= Your objective =
Reproduce exactly the lines below, from the first through the one containing "import clsx from 'clsx';", and nothing more.

= Information provided =

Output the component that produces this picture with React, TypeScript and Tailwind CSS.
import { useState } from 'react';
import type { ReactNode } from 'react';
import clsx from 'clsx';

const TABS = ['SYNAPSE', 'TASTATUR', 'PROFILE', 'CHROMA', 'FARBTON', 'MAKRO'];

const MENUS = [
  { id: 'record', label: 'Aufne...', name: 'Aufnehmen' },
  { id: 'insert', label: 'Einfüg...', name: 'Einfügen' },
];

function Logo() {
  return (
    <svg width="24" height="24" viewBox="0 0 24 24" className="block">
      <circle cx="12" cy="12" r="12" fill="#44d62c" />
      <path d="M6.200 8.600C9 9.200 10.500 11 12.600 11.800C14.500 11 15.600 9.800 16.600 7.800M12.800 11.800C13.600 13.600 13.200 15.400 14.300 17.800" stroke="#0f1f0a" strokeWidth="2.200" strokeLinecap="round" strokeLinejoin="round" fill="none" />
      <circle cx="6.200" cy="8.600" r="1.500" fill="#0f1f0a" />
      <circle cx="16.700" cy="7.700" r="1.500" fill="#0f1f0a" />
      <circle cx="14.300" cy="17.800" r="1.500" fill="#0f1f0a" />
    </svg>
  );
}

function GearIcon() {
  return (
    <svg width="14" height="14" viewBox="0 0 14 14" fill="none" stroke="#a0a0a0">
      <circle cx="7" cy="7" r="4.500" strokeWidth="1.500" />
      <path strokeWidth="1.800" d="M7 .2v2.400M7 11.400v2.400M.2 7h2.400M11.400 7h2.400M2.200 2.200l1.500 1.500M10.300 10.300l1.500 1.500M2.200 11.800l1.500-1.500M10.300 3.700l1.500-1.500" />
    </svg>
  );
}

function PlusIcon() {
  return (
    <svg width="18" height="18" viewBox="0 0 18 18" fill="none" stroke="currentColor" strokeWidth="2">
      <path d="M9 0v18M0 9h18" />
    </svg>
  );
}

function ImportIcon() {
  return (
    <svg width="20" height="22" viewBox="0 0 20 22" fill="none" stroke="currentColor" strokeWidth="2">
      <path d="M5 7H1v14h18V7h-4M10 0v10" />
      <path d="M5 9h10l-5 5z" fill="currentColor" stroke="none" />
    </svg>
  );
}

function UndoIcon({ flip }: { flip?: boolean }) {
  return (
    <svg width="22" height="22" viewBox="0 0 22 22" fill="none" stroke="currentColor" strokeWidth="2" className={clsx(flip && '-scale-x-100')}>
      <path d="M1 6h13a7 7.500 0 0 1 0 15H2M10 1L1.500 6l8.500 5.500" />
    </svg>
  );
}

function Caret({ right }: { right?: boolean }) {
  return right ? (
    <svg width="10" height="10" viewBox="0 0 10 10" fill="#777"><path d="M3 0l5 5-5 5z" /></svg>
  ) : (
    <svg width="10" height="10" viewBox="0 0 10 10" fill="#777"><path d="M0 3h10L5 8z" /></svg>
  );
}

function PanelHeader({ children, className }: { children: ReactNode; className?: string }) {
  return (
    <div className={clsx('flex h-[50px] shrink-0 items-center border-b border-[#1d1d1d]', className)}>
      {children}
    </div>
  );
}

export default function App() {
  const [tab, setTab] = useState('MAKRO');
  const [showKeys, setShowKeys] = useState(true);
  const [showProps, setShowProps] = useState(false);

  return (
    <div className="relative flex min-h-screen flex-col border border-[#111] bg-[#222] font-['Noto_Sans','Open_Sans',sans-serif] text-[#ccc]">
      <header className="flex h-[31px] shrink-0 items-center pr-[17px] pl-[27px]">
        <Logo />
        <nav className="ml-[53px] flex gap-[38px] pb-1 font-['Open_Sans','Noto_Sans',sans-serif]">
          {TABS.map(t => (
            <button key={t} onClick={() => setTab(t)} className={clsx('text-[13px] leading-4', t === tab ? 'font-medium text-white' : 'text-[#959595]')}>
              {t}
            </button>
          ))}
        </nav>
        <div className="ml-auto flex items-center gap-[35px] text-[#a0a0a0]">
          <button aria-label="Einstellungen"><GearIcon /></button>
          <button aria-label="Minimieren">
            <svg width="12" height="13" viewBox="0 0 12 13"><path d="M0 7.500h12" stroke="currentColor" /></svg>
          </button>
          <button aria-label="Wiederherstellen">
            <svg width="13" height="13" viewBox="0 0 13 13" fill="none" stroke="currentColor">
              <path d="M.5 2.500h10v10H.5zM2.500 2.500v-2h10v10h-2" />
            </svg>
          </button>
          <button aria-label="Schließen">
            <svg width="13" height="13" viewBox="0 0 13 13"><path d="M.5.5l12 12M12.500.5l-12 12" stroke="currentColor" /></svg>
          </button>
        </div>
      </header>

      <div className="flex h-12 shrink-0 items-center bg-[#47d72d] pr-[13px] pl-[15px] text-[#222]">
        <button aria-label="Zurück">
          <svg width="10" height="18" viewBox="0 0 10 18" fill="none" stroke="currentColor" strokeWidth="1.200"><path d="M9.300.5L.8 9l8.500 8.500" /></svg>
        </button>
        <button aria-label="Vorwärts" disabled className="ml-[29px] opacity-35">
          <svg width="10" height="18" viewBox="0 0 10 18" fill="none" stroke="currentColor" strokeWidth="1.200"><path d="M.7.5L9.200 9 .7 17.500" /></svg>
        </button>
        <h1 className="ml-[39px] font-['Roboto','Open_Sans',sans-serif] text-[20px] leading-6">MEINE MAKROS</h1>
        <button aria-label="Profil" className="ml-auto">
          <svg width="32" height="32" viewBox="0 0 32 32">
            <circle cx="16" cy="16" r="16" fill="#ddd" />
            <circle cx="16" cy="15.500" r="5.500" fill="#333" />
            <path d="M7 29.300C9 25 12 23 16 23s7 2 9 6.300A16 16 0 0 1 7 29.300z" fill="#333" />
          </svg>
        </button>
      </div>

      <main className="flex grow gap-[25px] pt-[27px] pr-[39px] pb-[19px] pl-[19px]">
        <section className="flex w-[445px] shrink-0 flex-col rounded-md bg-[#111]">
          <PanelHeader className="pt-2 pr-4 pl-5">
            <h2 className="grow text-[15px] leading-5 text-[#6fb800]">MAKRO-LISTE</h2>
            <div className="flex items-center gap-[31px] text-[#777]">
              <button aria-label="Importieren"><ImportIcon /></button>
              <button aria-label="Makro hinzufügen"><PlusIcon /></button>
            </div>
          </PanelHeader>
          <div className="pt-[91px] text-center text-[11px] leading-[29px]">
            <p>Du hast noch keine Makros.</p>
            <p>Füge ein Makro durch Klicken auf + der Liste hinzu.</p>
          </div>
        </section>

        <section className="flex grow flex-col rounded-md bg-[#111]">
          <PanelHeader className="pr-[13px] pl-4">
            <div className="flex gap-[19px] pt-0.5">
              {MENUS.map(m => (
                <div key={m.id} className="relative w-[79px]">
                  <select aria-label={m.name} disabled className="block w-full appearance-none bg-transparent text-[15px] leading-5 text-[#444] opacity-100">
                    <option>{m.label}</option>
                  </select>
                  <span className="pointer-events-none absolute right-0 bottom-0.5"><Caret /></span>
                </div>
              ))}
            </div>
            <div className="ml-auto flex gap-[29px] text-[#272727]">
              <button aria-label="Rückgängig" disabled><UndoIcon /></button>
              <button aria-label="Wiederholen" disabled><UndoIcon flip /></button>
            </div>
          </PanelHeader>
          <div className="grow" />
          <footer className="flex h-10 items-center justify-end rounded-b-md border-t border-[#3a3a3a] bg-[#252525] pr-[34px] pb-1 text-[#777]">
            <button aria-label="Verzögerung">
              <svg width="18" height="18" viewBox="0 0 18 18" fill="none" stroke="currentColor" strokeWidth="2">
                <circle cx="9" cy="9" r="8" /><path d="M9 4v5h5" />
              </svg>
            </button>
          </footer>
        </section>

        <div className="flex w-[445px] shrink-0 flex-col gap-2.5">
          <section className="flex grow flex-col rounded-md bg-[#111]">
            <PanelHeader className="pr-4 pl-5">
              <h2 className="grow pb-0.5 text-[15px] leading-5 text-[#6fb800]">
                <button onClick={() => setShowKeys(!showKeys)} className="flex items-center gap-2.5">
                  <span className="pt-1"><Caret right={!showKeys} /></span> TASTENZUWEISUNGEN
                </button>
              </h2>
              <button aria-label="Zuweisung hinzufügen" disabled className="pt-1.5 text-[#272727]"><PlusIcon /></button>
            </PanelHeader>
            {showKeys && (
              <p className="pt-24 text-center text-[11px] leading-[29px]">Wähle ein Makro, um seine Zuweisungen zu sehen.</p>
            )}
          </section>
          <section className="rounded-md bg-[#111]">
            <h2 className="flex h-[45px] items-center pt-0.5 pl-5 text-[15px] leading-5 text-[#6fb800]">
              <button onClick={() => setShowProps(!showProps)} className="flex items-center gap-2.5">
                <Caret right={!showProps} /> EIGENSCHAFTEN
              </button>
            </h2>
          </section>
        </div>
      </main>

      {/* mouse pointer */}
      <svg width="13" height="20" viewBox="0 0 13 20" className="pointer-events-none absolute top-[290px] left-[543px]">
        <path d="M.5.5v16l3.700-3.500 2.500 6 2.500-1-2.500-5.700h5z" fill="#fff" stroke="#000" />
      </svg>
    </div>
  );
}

= Result for this task =
Output the component that produces this picture with React, TypeScript and Tailwind CSS.
import { useState } from 'react';
import type { ReactNode } from 'react';
import clsx from 'clsx';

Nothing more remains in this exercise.